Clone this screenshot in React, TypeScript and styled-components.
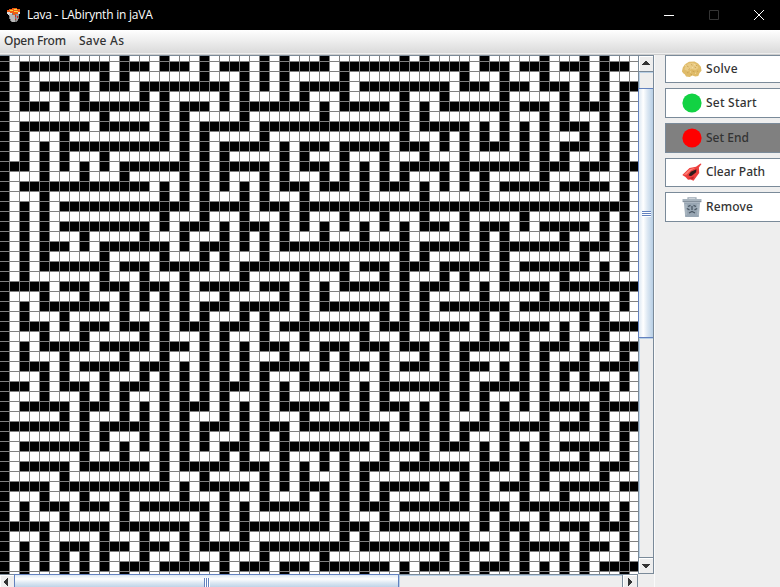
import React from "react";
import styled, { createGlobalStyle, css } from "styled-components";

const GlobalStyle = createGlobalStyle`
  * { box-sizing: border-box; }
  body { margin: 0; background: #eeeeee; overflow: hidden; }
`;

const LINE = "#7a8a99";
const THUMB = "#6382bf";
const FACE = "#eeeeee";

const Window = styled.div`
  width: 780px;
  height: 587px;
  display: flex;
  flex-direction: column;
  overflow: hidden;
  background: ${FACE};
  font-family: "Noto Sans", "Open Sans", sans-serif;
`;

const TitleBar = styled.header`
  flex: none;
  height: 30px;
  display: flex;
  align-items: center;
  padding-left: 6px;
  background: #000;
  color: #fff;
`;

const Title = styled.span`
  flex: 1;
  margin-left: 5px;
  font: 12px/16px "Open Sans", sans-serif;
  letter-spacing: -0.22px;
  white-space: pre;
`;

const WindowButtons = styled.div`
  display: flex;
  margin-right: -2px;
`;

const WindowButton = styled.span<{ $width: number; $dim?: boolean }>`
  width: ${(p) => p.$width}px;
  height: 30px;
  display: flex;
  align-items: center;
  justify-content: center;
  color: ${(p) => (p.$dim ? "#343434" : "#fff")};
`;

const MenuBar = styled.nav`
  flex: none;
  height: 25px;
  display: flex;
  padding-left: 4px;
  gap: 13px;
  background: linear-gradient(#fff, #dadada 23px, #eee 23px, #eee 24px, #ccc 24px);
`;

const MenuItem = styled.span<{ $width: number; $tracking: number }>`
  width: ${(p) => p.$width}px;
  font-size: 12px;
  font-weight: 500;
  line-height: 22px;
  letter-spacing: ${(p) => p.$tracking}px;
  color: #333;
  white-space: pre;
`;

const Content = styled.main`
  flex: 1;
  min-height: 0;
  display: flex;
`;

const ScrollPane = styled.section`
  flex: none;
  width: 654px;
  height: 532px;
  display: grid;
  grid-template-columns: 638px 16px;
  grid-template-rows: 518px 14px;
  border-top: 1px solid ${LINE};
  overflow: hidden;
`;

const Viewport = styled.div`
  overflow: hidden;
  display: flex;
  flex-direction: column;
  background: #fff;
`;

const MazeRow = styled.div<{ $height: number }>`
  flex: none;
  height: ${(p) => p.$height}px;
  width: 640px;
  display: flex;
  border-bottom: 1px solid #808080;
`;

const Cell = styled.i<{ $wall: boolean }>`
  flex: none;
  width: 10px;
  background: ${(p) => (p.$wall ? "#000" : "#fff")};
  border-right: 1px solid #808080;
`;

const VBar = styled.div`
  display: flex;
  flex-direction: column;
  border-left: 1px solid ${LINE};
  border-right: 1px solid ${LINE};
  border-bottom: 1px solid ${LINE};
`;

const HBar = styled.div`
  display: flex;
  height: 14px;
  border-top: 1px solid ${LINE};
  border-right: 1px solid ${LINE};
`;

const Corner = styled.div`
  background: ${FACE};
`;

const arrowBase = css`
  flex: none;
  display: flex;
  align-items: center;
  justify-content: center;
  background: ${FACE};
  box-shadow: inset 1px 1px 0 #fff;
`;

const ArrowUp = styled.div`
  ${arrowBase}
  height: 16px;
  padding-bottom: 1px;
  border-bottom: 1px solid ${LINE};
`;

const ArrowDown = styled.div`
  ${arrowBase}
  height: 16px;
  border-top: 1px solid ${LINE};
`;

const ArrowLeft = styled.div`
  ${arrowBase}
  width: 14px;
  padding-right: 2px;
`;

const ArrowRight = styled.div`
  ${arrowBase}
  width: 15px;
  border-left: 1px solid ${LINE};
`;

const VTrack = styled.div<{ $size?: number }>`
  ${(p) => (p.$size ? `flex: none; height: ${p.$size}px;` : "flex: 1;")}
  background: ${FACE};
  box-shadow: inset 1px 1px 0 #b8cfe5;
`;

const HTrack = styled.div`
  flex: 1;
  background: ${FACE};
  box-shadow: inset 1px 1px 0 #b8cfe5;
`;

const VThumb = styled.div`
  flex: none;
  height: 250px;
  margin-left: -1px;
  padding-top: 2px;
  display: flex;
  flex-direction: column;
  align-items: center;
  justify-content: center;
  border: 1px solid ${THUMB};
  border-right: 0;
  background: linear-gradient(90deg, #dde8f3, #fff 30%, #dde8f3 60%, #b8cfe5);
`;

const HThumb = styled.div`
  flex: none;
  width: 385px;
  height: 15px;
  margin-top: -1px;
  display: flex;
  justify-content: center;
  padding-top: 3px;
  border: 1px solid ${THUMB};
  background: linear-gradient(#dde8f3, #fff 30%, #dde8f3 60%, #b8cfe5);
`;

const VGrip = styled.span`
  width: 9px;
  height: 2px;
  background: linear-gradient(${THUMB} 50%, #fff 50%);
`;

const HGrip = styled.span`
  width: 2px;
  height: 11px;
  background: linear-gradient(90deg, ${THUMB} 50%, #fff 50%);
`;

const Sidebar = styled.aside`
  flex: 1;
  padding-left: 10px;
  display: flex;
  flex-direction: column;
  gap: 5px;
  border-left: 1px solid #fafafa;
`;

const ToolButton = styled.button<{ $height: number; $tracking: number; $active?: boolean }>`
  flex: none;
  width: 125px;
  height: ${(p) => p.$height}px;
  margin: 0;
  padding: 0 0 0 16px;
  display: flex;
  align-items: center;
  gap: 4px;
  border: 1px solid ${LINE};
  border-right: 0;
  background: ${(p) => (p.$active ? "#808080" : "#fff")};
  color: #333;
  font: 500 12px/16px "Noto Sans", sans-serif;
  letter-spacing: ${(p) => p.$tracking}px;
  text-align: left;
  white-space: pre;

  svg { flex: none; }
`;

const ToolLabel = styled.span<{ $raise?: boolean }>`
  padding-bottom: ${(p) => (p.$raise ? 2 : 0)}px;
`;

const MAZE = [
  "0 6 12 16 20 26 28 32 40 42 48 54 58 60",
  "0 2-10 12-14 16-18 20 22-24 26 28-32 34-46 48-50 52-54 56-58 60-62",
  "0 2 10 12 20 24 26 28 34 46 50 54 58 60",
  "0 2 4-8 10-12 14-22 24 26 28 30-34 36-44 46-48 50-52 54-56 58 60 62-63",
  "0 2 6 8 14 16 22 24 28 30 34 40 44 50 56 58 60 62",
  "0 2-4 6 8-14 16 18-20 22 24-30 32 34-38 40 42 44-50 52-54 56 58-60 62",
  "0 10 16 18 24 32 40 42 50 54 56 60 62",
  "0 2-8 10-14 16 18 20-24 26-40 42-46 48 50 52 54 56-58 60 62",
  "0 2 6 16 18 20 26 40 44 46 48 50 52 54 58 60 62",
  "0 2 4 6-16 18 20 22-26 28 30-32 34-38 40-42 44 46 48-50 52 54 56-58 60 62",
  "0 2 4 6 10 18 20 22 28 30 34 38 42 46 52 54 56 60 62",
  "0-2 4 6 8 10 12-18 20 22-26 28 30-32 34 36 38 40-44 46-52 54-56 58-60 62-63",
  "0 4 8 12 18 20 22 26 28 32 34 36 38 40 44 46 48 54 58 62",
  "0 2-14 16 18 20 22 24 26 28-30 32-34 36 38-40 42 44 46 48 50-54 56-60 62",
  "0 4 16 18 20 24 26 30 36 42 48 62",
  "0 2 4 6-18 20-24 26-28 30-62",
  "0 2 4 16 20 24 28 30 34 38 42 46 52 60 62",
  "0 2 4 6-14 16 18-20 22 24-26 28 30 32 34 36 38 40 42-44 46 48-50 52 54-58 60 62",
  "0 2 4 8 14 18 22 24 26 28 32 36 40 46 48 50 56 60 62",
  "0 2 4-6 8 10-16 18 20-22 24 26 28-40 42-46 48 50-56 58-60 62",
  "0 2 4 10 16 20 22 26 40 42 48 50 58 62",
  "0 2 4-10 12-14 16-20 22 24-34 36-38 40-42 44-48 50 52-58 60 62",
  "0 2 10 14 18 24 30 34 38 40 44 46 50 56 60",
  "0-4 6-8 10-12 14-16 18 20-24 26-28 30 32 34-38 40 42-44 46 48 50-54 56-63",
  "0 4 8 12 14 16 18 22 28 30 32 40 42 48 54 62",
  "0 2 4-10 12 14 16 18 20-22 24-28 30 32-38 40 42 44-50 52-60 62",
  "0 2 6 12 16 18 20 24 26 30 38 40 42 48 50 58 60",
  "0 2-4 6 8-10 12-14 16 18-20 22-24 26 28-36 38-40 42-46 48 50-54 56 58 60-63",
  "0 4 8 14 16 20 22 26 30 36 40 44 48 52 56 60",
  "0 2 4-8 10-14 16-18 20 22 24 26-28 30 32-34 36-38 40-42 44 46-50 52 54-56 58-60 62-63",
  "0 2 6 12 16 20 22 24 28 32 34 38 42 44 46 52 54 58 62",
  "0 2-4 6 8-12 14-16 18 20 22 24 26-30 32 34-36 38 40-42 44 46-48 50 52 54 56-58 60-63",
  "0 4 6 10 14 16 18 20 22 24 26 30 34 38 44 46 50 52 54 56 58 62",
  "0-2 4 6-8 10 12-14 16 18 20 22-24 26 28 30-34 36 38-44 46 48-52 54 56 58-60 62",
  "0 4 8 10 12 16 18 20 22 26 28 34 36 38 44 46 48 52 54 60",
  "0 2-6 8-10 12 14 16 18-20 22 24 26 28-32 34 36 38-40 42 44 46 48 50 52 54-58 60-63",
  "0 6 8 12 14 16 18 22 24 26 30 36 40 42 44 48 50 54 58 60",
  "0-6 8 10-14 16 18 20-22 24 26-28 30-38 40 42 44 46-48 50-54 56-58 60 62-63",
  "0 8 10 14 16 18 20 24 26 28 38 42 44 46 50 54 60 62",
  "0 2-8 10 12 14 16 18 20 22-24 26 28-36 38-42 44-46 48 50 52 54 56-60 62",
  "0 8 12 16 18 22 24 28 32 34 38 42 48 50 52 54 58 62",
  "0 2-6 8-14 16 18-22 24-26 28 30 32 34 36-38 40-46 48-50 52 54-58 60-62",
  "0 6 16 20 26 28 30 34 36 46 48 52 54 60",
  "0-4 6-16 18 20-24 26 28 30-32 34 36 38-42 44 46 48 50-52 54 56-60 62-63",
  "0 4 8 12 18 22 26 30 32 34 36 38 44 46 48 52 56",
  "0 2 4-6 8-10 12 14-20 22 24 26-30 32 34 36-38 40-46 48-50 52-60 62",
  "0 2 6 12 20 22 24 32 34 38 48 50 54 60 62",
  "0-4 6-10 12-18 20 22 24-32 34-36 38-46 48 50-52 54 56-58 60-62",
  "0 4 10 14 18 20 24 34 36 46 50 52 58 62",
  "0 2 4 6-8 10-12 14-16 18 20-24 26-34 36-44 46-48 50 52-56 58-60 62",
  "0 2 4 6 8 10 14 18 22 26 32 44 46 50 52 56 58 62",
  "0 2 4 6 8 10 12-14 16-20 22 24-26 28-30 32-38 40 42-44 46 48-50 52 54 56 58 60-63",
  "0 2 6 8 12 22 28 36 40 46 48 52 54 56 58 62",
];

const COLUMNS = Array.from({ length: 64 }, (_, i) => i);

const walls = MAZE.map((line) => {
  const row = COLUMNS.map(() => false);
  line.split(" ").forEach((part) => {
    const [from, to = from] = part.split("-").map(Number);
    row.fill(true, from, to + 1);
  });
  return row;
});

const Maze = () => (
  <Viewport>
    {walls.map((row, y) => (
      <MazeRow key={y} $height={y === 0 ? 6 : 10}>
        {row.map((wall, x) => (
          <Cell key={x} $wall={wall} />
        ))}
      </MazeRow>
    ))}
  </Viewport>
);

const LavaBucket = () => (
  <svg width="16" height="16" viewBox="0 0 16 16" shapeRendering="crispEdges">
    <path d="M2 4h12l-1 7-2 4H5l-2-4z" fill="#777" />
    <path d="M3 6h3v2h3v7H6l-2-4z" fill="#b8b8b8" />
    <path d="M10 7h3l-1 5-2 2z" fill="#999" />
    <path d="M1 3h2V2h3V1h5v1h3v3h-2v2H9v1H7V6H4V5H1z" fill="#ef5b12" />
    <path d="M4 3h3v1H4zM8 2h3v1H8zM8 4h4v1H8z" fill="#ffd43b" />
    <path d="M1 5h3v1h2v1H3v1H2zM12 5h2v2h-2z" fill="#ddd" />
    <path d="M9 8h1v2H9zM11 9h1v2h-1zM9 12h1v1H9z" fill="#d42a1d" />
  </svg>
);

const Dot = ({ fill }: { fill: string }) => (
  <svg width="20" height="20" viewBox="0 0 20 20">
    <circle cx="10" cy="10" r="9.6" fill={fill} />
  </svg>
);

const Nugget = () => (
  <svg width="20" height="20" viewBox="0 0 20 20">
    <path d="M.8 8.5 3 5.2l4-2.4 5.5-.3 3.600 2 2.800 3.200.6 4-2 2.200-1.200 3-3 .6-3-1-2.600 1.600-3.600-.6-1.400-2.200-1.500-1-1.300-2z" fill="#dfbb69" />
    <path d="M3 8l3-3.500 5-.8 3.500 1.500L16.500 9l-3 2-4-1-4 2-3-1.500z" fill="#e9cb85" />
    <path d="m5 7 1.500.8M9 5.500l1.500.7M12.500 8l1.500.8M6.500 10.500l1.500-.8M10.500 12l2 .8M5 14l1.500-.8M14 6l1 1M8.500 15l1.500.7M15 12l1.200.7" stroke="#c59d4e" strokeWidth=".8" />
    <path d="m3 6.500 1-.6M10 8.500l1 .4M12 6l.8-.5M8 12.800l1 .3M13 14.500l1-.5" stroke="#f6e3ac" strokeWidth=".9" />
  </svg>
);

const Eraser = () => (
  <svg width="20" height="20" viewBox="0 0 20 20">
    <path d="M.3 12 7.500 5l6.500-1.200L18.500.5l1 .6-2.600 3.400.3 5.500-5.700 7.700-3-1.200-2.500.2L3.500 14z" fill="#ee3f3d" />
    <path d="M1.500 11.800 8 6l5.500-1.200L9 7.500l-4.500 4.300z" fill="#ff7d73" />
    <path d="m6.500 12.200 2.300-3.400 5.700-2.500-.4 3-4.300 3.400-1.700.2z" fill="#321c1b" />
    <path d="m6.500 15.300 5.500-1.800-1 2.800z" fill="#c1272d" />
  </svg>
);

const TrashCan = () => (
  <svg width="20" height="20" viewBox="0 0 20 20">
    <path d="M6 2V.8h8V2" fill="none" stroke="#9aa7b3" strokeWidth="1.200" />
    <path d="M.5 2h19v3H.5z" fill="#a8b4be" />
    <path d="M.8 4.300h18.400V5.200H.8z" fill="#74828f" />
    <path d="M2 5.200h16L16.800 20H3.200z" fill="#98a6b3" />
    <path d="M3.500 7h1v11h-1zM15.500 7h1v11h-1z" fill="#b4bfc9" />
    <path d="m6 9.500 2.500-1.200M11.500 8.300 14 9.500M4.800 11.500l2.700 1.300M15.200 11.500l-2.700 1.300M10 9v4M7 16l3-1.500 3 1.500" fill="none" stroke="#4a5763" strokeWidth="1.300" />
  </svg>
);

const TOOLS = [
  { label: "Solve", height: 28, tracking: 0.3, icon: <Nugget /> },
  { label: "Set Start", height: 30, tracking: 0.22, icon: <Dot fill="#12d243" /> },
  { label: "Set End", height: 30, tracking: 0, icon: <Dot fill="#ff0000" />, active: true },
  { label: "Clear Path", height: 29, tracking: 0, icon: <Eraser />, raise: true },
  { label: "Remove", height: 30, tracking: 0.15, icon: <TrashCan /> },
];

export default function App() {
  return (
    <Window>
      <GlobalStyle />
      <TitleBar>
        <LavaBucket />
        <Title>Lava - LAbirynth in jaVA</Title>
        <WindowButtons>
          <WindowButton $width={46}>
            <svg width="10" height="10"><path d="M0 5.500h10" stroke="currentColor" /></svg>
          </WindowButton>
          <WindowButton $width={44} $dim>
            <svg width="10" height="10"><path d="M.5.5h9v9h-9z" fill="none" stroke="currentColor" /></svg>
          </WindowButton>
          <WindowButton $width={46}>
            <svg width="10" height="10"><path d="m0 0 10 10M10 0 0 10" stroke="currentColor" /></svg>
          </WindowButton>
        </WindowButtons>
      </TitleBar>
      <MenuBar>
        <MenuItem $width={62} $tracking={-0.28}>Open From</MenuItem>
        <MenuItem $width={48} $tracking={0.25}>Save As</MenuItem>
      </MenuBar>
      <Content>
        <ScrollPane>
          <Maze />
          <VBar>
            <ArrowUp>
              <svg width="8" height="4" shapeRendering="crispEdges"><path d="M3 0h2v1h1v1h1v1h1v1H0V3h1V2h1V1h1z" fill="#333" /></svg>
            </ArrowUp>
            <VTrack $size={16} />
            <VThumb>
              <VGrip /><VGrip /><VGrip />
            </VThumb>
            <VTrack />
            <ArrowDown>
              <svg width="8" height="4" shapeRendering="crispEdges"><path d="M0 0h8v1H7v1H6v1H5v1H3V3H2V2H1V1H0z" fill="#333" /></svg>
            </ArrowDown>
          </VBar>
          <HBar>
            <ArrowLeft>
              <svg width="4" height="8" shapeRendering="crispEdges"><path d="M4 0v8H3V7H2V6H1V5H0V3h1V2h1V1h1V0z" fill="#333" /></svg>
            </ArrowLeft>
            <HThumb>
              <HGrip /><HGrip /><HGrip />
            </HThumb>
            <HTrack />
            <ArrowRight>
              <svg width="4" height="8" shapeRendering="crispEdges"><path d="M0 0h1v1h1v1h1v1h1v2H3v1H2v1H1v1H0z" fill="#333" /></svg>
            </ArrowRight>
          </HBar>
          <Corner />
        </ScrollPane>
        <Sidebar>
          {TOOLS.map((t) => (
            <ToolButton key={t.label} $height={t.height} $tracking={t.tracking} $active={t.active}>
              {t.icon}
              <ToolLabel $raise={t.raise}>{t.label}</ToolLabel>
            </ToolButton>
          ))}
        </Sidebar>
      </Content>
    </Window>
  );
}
******
Work to complete:
Each line that contains the string "components" counts once; say how many there are and nothing else.

Response:
2